Taking Time Off — Catalyst Hip Protocol
Catalyst Hip Protocol — Member Resource

Taking time off

Travel, illness, life — how to step back in.

Life happens — a vacation, a busy stretch at work, getting sick. Time off does affect your tendons, but stepping back in correctly protects the progress you've made. Find how long you paused below, and follow the matching re-entry plan for both your strength and activity work.

Why re-entry is tiered

Tendons are built from collagen fibers that adapt to the loads you place on them. When you train consistently, the cells in your tendons build and organize collagen to handle more — but this structural adaptation is slow, taking weeks to months.

When you stop, the process reverses: your tendon's capacity to handle load softens faster than your muscle strength does. That's why re-entry is tiered — we're matching your activity back to your tendon's current capacity, not your muscle's.

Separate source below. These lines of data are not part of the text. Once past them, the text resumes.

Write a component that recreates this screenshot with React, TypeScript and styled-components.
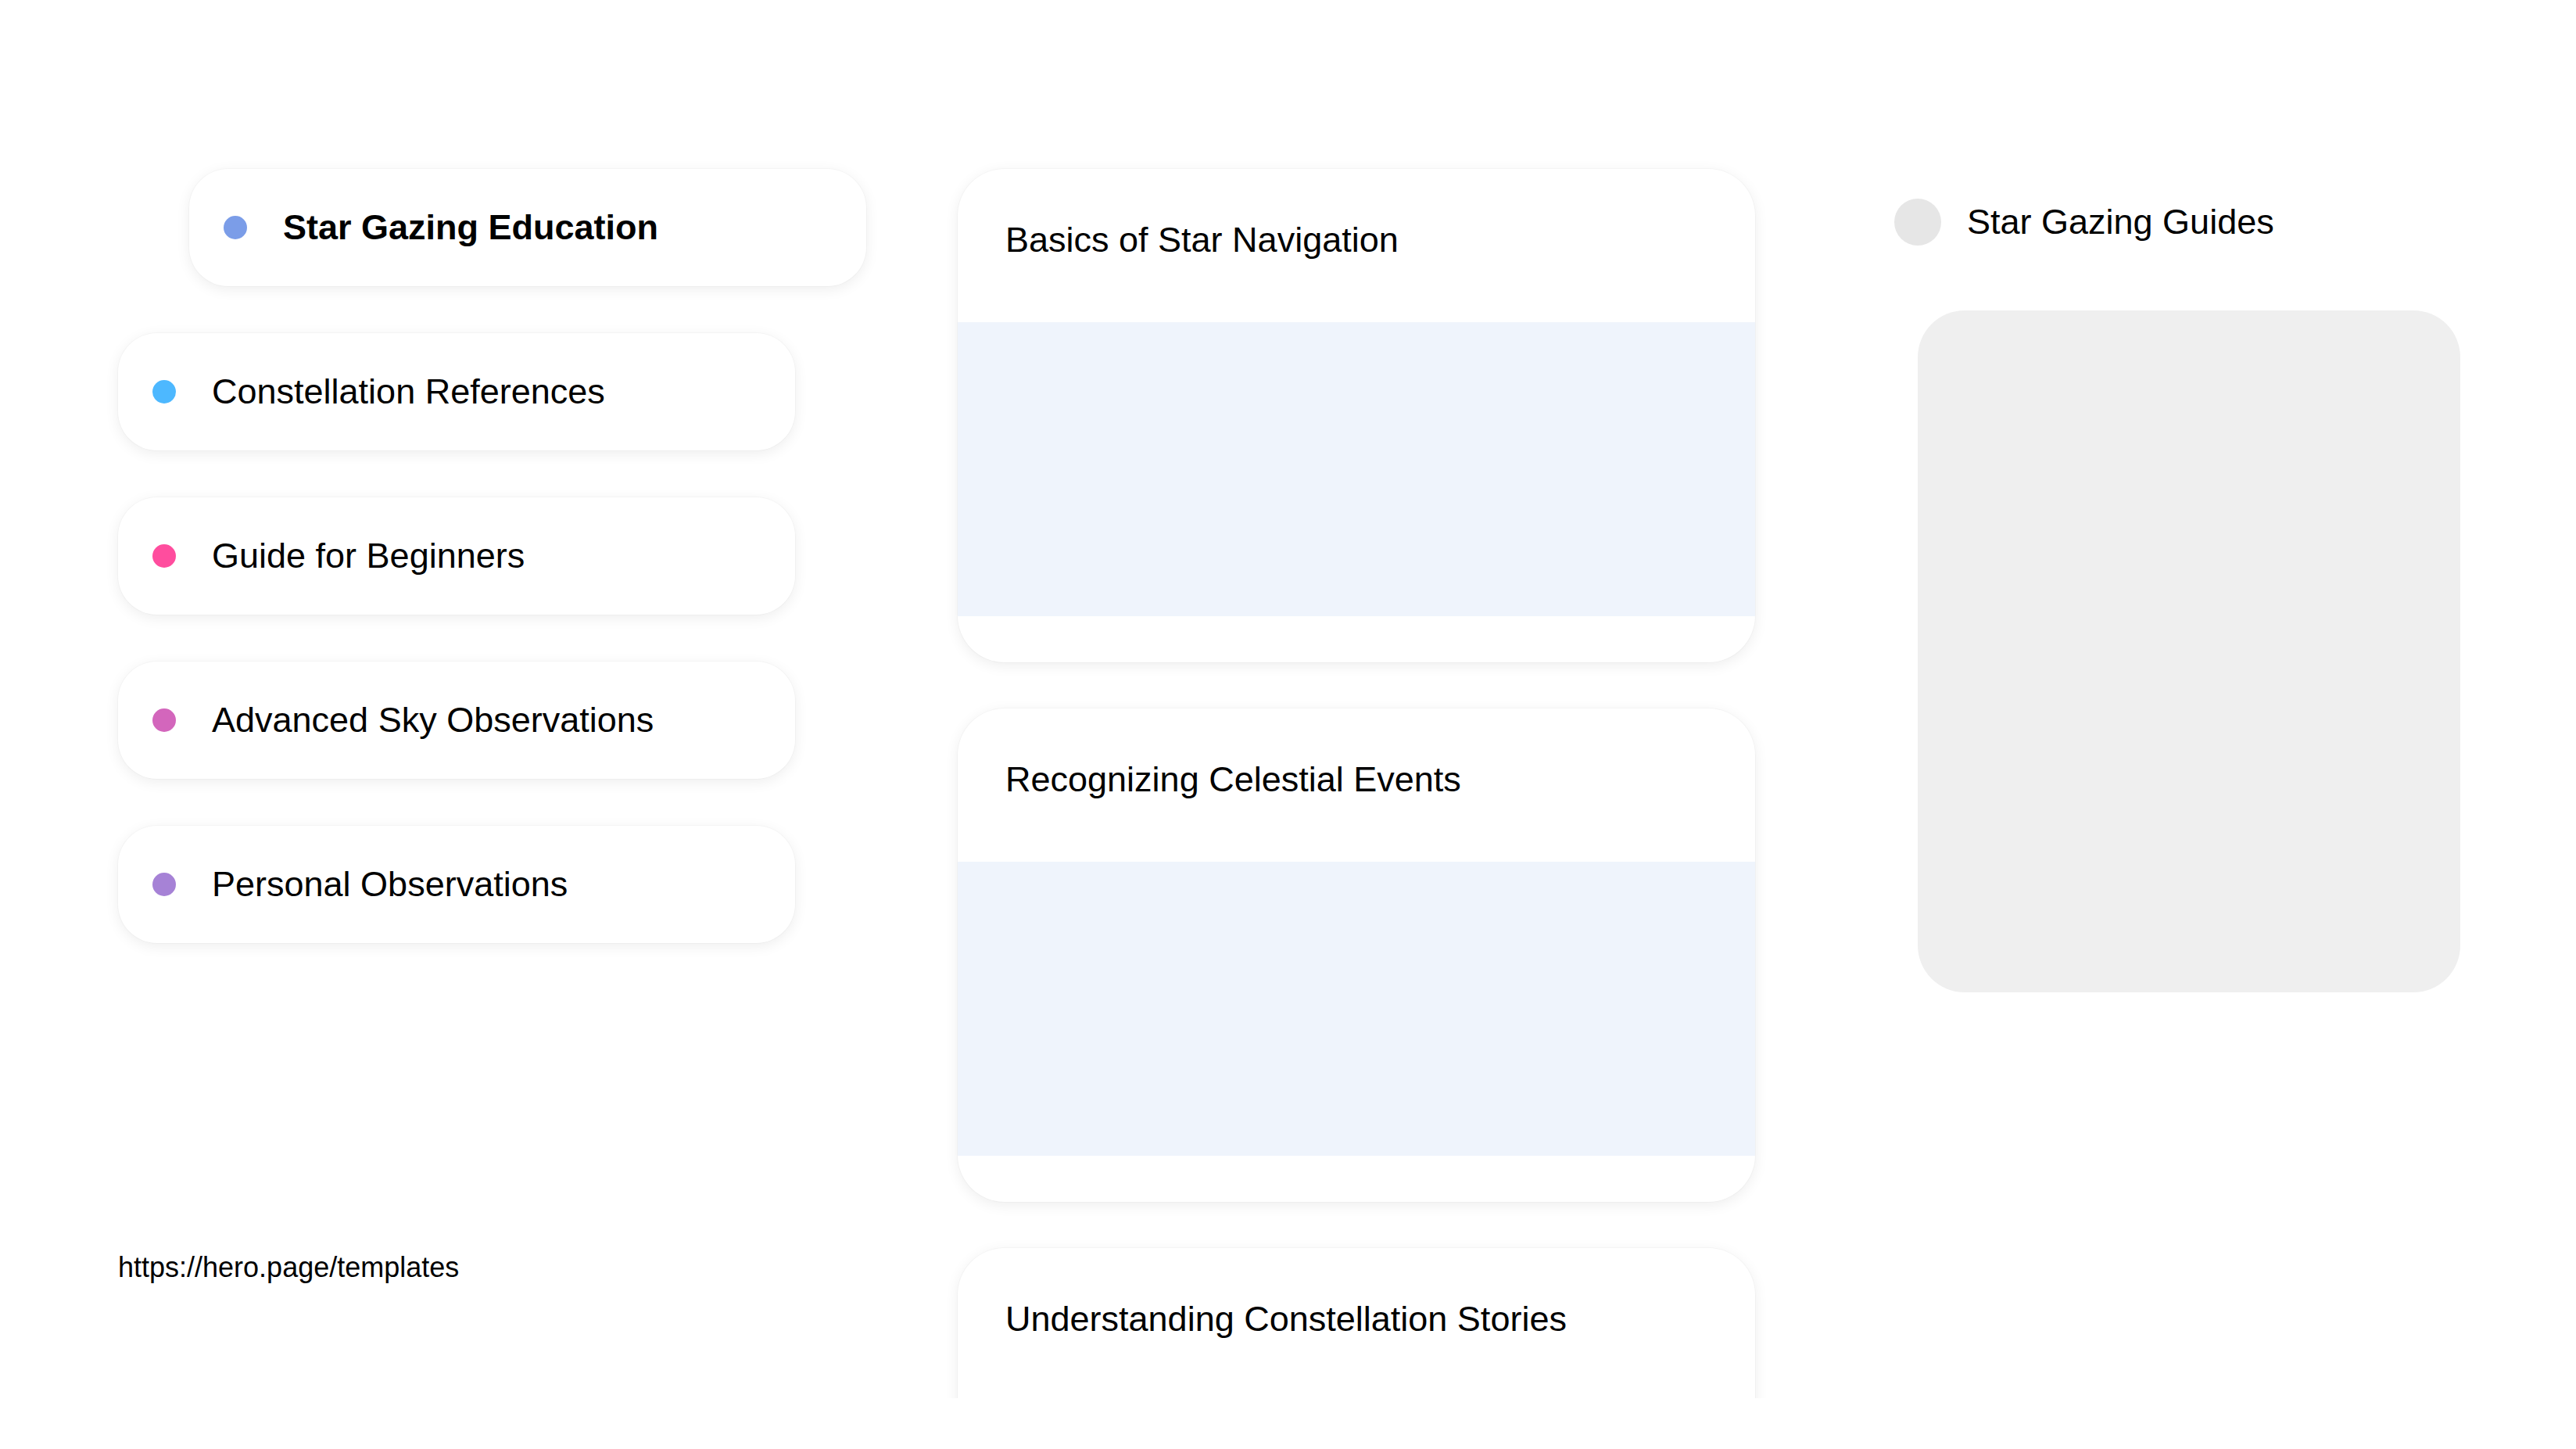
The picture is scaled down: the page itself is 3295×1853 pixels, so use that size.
import styled, { createGlobalStyle } from 'styled-components';

const GlobalStyle = createGlobalStyle`
  * {
    box-sizing: border-box;
  }
  html, body {
    margin: 0;
    padding: 0;
    background: #ffffff;
    font-family: 'Liberation Sans', Arial, sans-serif;
    color: #000000;
  }
`;

const Page = styled.main`
  height: 100vh;
  padding: 216px 146px 65px 151px;
  display: flex;
  align-items: stretch;
`;

const LeftColumn = styled.nav`
  width: 958px;
  flex: none;
  display: flex;
  flex-direction: column;
`;

const PillList = styled.ul`
  list-style: none;
  margin: 0;
  padding: 0;
  display: flex;
  flex-direction: column;
  gap: 60px;
`;

const Pill = styled.li<{ $active?: boolean }>`
  width: 866px;
  height: 150px;
  margin-left: ${(p) => (p.$active ? '91px' : '0')};
  padding: 0 44px;
  display: flex;
  align-items: center;
  gap: 46px;
  background: #ffffff;
  border-radius: 50px;
  box-shadow: 0 0 0 1px rgba(0, 0, 0, 0.025), 0 4px 18px rgba(0, 0, 0, 0.07);
  font-size: 45px;
  font-weight: ${(p) => (p.$active ? 700 : 400)};
`;

const Dot = styled.span<{ $color: string }>`
  width: 30px;
  height: 30px;
  flex: none;
  border-radius: 50%;
  background: ${(p) => p.$color};
`;

const FooterLink = styled.a`
  margin-top: auto;
  margin-bottom: 146px;
  font-size: 36px;
  color: #000000;
  text-decoration: none;
`;

/* the extra 30px round the cards keeps their shadows inside the clip */
const MiddleColumn = styled.section`
  width: 1080px;
  flex: none;
  margin: -30px 148px 0 86px;
  padding: 30px 30px 0;
  overflow: hidden;
  display: flex;
  flex-direction: column;
  gap: 59px;
`;

const Card = styled.article`
  flex: none;
  width: 1020px;
  height: 631px;
  background: #ffffff;
  border-radius: 60px;
  overflow: hidden;
  box-shadow: 0 0 0 1px rgba(0, 0, 0, 0.025), 0 4px 18px rgba(0, 0, 0, 0.07);
  display: flex;
  flex-direction: column;
`;

const CardHeader = styled.header`
  height: 196px;
  padding: 65px 61px 0;
`;

const CardTitle = styled.h3`
  margin: 0;
  font-size: 45px;
  font-weight: 400;
  line-height: 52px;
`;

const CardMedia = styled.div`
  height: 376px;
  background: #eff4fc;
`;

const RightColumn = styled.aside`
  width: 726px;
  flex: none;
  padding-top: 38px;
  display: flex;
  flex-direction: column;
`;

const GuideHeader = styled.div`
  display: flex;
  align-items: center;
  gap: 33px;
  height: 60px;
`;

const Avatar = styled.span`
  width: 60px;
  height: 60px;
  border-radius: 50%;
  background: #e6e6e6;
  flex: none;
`;

const GuideTitle = styled.h2`
  margin: 0;
  font-size: 45px;
  font-weight: 400;
`;

const GuidePanel = styled.div`
  margin: 83px 0 0 30px;
  width: 694px;
  height: 872px;
  border-radius: 60px;
  background: #efefef;
`;

const topics = [
  { label: 'Star Gazing Education', color: '#7b9de8', active: true },
  { label: 'Constellation References', color: '#4db8ff' },
  { label: 'Guide for Beginners', color: '#ff4d9e' },
  { label: 'Advanced Sky Observations', color: '#d366bc' },
  { label: 'Personal Observations', color: '#a682d6' },
];

const lessons = [
  'Basics of Star Navigation',
  'Recognizing Celestial Events',
  'Understanding Constellation Stories',
];

export default function App() {
  return (
    <>
      <GlobalStyle />
      <Page>
        <LeftColumn>
          <PillList>
            {topics.map((t) => (
              <Pill key={t.label} $active={t.active}>
                <Dot $color={t.color} />
                {t.label}
              </Pill>
            ))}
          </PillList>
          <FooterLink href="https://hero.page/templates">https://hero.page/templates</FooterLink>
        </LeftColumn>

        <MiddleColumn>
          {lessons.map((title) => (
            <Card key={title}>
              <CardHeader>
                <CardTitle>{title}</CardTitle>
              </CardHeader>
              <CardMedia />
            </Card>
          ))}
        </MiddleColumn>

        <RightColumn>
          <GuideHeader>
            <Avatar />
            <GuideTitle>Star Gazing Guides</GuideTitle>
          </GuideHeader>
          <GuidePanel />
        </RightColumn>
      </Page>
    </>
  );
}
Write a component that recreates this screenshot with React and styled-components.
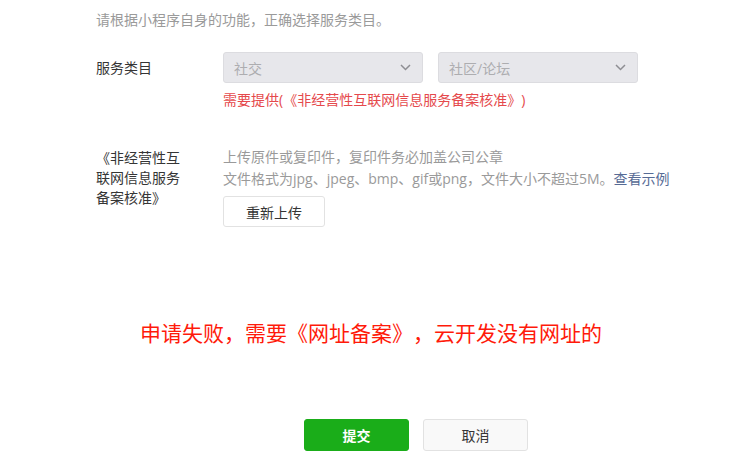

The good news: the rebuild is much faster than the first time, because your body re-engages the machinery quickly once load returns.

9 days or less
A short break
Strength & activity
Resume both at your previous level. No need to drop back — pick up where you left off.
10–21 days
1–3 weeks
Activity
Drop one activity Tier.
Strength
Repeat the week you were on before your pause for 2 weeks, then continue.
22–42 days
3–6 weeks
Activity
Drop two activity Tiers.
Strength
Restart your current month, completing 3 weeks at this level, then continue.
More than 42 days
6+ weeks
Strength & activity
Restart the program from the beginning — both strength and activity. You'll move through the early Tiers faster than the first time.
Re-entry is faster than the first time. Moving back through the Tiers after time off is usually much quicker than when you started — your body remembers.
If a flare happens during re-entry — at any point, regardless of where you are in the rebuild — follow the Flare-Up Framework.